Source excerpt:

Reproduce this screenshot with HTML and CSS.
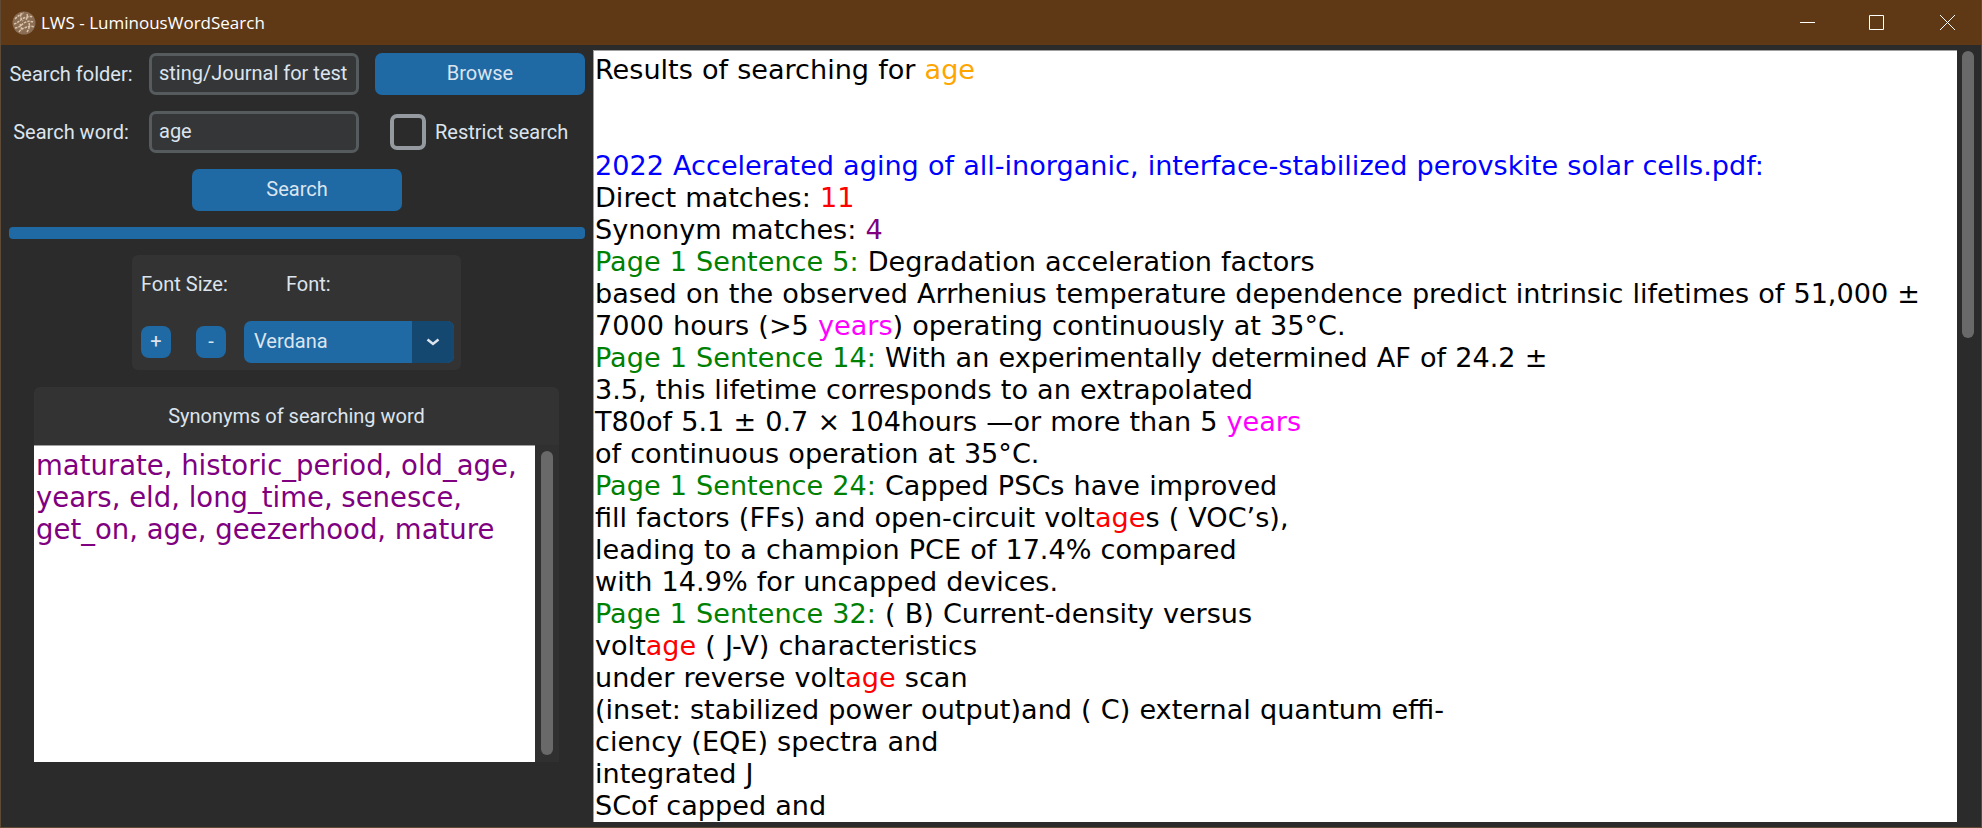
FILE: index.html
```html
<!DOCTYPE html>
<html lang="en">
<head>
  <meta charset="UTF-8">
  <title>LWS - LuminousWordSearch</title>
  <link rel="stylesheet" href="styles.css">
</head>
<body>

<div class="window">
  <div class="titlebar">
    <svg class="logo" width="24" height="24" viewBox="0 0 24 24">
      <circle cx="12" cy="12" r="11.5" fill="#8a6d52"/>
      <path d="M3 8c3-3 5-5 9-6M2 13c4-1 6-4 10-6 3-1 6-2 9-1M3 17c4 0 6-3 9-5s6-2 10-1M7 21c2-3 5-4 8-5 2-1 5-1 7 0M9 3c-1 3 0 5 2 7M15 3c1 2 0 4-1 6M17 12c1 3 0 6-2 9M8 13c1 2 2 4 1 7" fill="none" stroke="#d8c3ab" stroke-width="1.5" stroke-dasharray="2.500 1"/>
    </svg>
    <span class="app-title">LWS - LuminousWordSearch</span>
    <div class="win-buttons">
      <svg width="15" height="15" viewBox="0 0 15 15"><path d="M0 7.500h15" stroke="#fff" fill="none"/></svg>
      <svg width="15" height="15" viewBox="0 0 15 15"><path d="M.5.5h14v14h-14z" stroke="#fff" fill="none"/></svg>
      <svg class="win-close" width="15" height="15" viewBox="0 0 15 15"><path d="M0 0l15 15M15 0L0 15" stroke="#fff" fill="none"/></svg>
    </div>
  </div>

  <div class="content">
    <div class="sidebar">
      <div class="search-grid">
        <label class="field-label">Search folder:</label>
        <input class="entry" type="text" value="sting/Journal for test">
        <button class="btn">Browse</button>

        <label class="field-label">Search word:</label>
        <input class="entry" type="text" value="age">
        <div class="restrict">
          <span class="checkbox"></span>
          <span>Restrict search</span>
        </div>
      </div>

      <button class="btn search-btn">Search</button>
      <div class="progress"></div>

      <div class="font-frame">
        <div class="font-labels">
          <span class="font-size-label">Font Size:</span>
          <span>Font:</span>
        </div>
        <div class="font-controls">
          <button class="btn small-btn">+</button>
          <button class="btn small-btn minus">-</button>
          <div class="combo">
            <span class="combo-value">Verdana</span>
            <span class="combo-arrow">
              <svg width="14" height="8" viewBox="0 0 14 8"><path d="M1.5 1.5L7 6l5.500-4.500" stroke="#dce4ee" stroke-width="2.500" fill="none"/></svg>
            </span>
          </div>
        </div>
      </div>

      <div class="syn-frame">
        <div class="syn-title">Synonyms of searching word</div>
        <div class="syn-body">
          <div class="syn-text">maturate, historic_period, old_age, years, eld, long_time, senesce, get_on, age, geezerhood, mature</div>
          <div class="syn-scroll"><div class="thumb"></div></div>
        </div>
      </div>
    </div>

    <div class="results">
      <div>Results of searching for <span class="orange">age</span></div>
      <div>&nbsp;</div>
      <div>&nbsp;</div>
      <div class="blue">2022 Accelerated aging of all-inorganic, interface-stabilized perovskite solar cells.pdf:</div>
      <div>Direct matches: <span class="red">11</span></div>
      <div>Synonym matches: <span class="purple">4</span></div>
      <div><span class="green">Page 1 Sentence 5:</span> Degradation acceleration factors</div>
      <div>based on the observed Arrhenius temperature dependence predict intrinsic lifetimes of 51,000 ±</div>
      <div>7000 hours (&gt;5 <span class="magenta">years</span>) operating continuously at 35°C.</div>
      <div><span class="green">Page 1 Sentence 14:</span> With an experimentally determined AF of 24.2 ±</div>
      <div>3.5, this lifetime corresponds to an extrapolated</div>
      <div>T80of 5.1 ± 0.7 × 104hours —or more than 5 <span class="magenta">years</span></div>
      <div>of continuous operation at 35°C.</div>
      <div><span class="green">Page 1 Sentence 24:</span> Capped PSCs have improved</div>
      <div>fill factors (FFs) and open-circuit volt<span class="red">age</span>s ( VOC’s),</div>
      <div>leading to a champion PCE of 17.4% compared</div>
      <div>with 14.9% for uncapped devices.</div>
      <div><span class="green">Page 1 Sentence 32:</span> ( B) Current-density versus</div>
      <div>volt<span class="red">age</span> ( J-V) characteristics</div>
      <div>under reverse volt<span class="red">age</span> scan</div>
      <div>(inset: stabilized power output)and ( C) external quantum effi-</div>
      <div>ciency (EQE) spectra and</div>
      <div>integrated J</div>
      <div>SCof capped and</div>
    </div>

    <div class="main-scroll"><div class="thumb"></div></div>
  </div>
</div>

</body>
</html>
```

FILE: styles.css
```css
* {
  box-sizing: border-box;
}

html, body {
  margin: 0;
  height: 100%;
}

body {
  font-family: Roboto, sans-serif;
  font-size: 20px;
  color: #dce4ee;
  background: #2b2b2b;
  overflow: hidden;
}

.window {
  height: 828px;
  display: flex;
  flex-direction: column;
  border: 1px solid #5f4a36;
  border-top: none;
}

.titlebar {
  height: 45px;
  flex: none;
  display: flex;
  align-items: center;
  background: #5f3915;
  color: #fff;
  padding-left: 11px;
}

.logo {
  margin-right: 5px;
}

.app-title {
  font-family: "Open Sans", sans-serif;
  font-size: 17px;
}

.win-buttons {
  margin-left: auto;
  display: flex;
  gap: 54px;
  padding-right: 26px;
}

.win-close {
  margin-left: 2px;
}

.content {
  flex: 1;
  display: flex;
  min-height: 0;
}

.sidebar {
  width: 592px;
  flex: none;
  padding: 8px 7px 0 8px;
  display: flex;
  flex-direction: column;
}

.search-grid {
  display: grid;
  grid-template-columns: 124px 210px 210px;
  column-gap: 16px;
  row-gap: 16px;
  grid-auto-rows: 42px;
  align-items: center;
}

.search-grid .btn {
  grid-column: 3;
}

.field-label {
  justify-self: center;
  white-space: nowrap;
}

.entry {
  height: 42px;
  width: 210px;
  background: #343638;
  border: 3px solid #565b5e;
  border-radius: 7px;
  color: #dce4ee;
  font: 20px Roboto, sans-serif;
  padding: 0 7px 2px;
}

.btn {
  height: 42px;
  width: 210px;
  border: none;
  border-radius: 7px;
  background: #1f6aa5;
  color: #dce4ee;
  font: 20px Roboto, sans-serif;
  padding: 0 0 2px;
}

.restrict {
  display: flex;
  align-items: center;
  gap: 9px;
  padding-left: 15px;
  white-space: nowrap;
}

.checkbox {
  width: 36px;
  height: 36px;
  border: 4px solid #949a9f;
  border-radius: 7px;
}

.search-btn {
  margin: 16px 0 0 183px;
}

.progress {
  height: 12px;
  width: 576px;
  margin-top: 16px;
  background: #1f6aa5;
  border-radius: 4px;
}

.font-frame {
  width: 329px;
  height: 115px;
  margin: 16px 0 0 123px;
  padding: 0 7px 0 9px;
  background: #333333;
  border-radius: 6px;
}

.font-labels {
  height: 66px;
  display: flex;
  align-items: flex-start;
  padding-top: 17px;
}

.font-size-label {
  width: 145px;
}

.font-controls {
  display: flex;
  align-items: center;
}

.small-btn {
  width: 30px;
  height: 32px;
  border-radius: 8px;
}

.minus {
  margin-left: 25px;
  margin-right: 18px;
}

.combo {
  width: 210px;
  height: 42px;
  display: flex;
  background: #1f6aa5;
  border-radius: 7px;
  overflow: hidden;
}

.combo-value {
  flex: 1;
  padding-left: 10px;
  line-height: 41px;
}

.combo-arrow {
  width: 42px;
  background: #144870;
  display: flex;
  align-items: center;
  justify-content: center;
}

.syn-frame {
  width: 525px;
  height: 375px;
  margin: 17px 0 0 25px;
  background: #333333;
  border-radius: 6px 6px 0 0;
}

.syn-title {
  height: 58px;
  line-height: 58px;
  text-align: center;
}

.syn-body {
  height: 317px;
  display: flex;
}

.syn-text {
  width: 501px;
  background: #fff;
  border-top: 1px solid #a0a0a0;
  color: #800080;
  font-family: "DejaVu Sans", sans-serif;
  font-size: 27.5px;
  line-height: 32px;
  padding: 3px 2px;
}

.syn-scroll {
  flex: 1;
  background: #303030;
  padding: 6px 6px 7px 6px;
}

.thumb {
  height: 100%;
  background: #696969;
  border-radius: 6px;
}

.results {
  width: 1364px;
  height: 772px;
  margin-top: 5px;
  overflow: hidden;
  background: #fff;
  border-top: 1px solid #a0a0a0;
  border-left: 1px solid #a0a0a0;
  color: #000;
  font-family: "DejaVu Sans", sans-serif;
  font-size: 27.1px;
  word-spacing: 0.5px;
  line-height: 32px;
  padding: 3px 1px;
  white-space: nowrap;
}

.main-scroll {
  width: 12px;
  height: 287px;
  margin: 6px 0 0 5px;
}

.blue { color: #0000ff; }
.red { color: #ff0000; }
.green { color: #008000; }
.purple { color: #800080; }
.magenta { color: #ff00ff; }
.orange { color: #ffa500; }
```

Problem description: Count every line of the material above that holds the string "this", then state only the total.

Reply: 2